Que les villageois attribuent les événements fâcheux qui se succèdent à la fatalité et qu’ils aient recours à la magie, on peut le concevoir mais qu’Agrippine qui est médecin et Virgile anthropologue…, voire les religieuses qui tiennent un dispensaire et jusqu’aux éthologues internationaux, personne ne voit, personne ne se doute du danger qu’ils côtoient et qu’ils disséminent ?
On ne voit que ce que l’on connaît ou reconnaît, on ne peut imaginer l’impensable. C’est pourquoi les grands savants doivent plus leurs découvertes à l’imagination qu’à la science. Les épidémies font remonter en chacun de nous des terreurs archaïques. La lèpre, la peste, le choléra et plus près de nous le sida, devant nous de terrifiantes maladies émergentes qui sont en train de s’organiser pour venir à bout de nos défenses nous ont mis face à une vulnérabilité physique et psychologique que nous portons en nous depuis l’origine des temps. Nous nous défendons comme nous pouvons de la terreur en dressant d’irrationnelles barrières, scientifiques ou religieuses. L’épidémie est aussi implacable qu’un tsunami, un volcan en éruption ou un tremblement de terre, elle emporte tout sur son passage et n’épargne personne.

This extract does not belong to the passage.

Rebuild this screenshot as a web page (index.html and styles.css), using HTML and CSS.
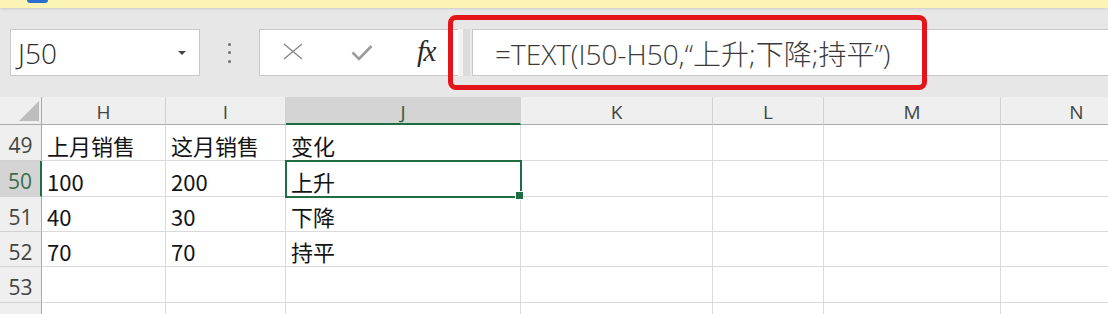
FILE: index.html
```html
<!DOCTYPE html>
<html lang="zh">
<head>
<meta charset="utf-8">
<title>Excel TEXT</title>
<link rel="stylesheet" href="styles.css">
</head>
<body>
<div class="topbar"><span class="orb"></span></div>
<div class="fbar">
  <div class="namebox"><span class="ref">J50</span><span class="caret"></span></div>
  <div class="grip"><i></i><i></i><i></i></div>
  <div class="btns">
    <svg class="ic-x" width="20" height="17" viewBox="0 0 20 17"><path d="M1 1 L19 16 M19 1 L1 16" stroke="#8a8a8a" stroke-width="1.5" fill="none"/></svg>
    <svg class="ic-ok" width="22" height="17" viewBox="0 0 22 17"><path d="M1.5 8.5 L8 15 L20.5 2" stroke="#9a9a9a" stroke-width="2.6" fill="none"/></svg>
    <span class="fx">fx</span>
  </div>
  <div class="split"></div>
  <div class="formula">=TEXT(I50-H50,“上升;下降;持平”)</div>
  <div class="mark"></div>
</div>
<div class="sheet">
  <div class="ch corner"><svg width="20" height="20" viewBox="0 0 20 20"><path d="M20 0 L20 20 L0 20 Z" fill="#bdbdbd"/></svg></div>
  <div class="ch">H</div>
  <div class="ch">I</div>
  <div class="ch sel">J</div>
  <div class="ch">K</div>
  <div class="ch">L</div>
  <div class="ch">M</div>
  <div class="ch">N</div>

  <div class="rh">49</div>
  <div class="c">上月销售</div>
  <div class="c">这月销售</div>
  <div class="c">变化</div>
  <div class="c"></div><div class="c"></div><div class="c"></div><div class="c"></div>

  <div class="rh sel">50</div>
  <div class="c">100</div>
  <div class="c">200</div>
  <div class="c active">上升</div>
  <div class="c"></div><div class="c"></div><div class="c"></div><div class="c"></div>

  <div class="rh">51</div>
  <div class="c">40</div>
  <div class="c">30</div>
  <div class="c">下降</div>
  <div class="c"></div><div class="c"></div><div class="c"></div><div class="c"></div>

  <div class="rh">52</div>
  <div class="c">70</div>
  <div class="c">70</div>
  <div class="c">持平</div>
  <div class="c"></div><div class="c"></div><div class="c"></div><div class="c"></div>

  <div class="rh">53</div>
  <div class="c"></div><div class="c"></div><div class="c"></div>
  <div class="c"></div><div class="c"></div><div class="c"></div><div class="c"></div>

  <div class="rh"></div>
  <div class="c"></div><div class="c"></div><div class="c"></div>
  <div class="c"></div><div class="c"></div><div class="c"></div><div class="c"></div>
</div>
</body>
</html>
```

FILE: styles.css
```css
* { box-sizing: border-box; }
html, body {
  margin: 0;
  padding: 0;
  width: 1108px;
  height: 314px;
  overflow: hidden;
  background: #e7e7e7;
  font-family: "Open Sans", "Noto Sans CJK SC", sans-serif;
}

.topbar {
  height: 8px;
  background: #fcf4b4;
  box-shadow: 0 1px 3px rgba(0,0,0,0.12);
  padding-left: 27px;
  position: relative;
  z-index: 2;
}
.orb {
  display: block;
  width: 21px;
  height: 3px;
  background: #2a6fcf;
  border-radius: 0 0 11px 11px;
}

.fbar {
  position: relative;
  height: 89px;
  padding-top: 21px;
  display: flex;
  align-items: flex-start;
}
.namebox {
  margin-left: 10px;
  width: 190px;
  height: 47px;
  background: #fff;
  border: 1px solid #c9c9c9;
  display: flex;
  align-items: center;
  justify-content: space-between;
  padding: 0 13px 0 7px;
}
.ref {
  font-family: "Open Sans", sans-serif;
  font-weight: 300;
  font-size: 28px;
  color: #2b2b2b;
  line-height: 1;
  margin-top: 1px;
}
.caret {
  width: 0;
  height: 0;
  border-left: 4px solid transparent;
  border-right: 4px solid transparent;
  border-top: 4px solid #444;
}
.grip {
  width: 59px;
  height: 47px;
  display: flex;
  flex-direction: column;
  align-items: center;
  justify-content: center;
  gap: 5.5px;
}
.grip i {
  display: block;
  width: 3px;
  height: 3px;
  border-radius: 50%;
  background: #6f6f6f;
}
.btns {
  width: 199px;
  height: 47px;
  background: #fff;
  border: 1px solid #c9c9c9;
  border-right: none;
  display: flex;
  align-items: center;
  padding-left: 23px;
}
.ic-x { margin-top: -2px; }
.ic-ok { margin-left: 48px; margin-top: -1px; }
.fx {
  margin-left: 44px;
  font-family: "Liberation Serif", serif;
  font-style: italic;
  font-size: 29px;
  color: #2a2a2a;
  letter-spacing: -1.5px;
  margin-top: -3px;
}
.split {
  width: 14px;
  height: 47px;
  background: linear-gradient(to right, #f3f3f3 0 5px, #dcdcdc 5px 12px, #e9e9e9 12px);
}
.formula {
  flex: 1;
  height: 47px;
  background: #fff;
  border-top: 1px solid #c9c9c9;
  border-bottom: 1px solid #c9c9c9;
  border-left: 1px solid #c9c9c9;
  display: flex;
  align-items: center;
  padding-left: 22px;
  font-family: "Open Sans", "Noto Sans CJK SC", sans-serif;
  font-weight: 300;
  font-size: 28px;
  color: #3a3a3a;
  white-space: nowrap;
}
.mark {
  position: absolute;
  left: 448px;
  top: 7px;
  width: 479px;
  height: 75px;
  border: 5px solid #e4141b;
  border-radius: 8px;
}

.sheet {
  display: grid;
  grid-template-columns: 42px 124px 120px 235px 192px 111px 177px 152px;
  grid-template-rows: 28px 36px 36px 35px 35px 36px 36px;
  width: 1153px;
}
.ch {
  background: #efefef;
  border-right: 1px solid #d2d2d2;
  border-bottom: 1px solid #a9a9a9;
  display: flex;
  align-items: center;
  justify-content: center;
  font-family: "Open Sans", sans-serif;
  font-size: 19px;
  color: #444;
  padding-top: 3px;
}
.ch.corner {
  justify-content: flex-end;
  align-items: flex-end;
  padding: 0 2px 3px 0;
  border-right: 1px solid #a9a9a9;
}
.ch.sel {
  background: #d4d4d4;
  border-bottom: 2px solid #1f6e43;
  color: #2b5e42;
}
.rh {
  background: #efefef;
  border-right: 1px solid #a9a9a9;
  border-bottom: 1px solid #d2d2d2;
  display: flex;
  align-items: center;
  justify-content: center;
  font-family: "Open Sans", sans-serif;
  font-size: 21px;
  color: #444;
  padding-top: 5px;
}
.rh.sel {
  background: #d4d4d4;
  border-right: 2px solid #1f6e43;
  color: #3d6b52;
}
.c {
  background: #fff;
  border-right: 1px solid #dadada;
  border-bottom: 1px solid #dadada;
  display: flex;
  align-items: center;
  padding: 4px 0 0 5px;
  font-family: "Noto Sans CJK SC", sans-serif;
  font-size: 22px;
  color: #141414;
  white-space: nowrap;
}
.c.active {
  position: relative;
  z-index: 1;
  outline: 2px solid #1f6e43;
  outline-offset: -1px;
}
.c.active::after {
  content: "";
  position: absolute;
  right: -4px;
  bottom: -4px;
  width: 7px;
  height: 7px;
  background: #1f6e43;
  border: 1px solid #fff;
}
```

Même si l’intrigue repose sur des bases scientifiques rigoureuses, le roman doit-il se lire comme une fable ?
Pour raconter les peurs primitives et les comportements réflexes face à une épidémie d’aujourd’hui et de demain, rien de plus adéquat que la fable qui raconte nos peurs d’hier. Le bec d’oiseau géant des médecins qui approchaient les pestiférés annonce la tenue de cosmonaute des médecins qui examinent un malade soupçonné de fièvre hémorragique. Les isolements en chambre stérile à pression négative d’aujourd’hui rappellent les lazarets d’autrefois. Et toujours la recherche du bouc émissaire, la désignation de la sorcière, le sacrifice de la coupable. Ici, elle s’appelle Olympe, 7 ans. Sa faute : avoir joué avec une chauve–souris.

La rivière semble être l’héroïne principale, la seule voie de communication qui relie tous les habitants de ses rives au dispensaire des Sœurs, mais surtout à la mégalopole africaine par un système incessant de va-et-vient et d’échanges. Les villages ne sont plus isolés, ils reçoivent la visite de soignants comme de brocanteurs...
Cette rivière, source de vie, qui apporte l’eau et une prospérité toute relative, va devenir source de mort. Le grand et paisible serpent qui ondule à travers la brousse se réveille, il dresse sa tête horrible, ouvre la gueule et comme un monstre mythologique dévore tout sur son passage. Cette rivière de vie n’est rien moins que le Styx que traversent les pirogues des morts et avec elles répand l’infection de plus en plus loin, vers la ville, sur le monde. À l’instar des plus grandes calamités, son nom est synonyme de mort.

Quel est ce nom ?
Ebola.

 

Entretien réalisé avec Paule Constant à l’occasion de la parution de Des chauves-souris, des singes et des hommes.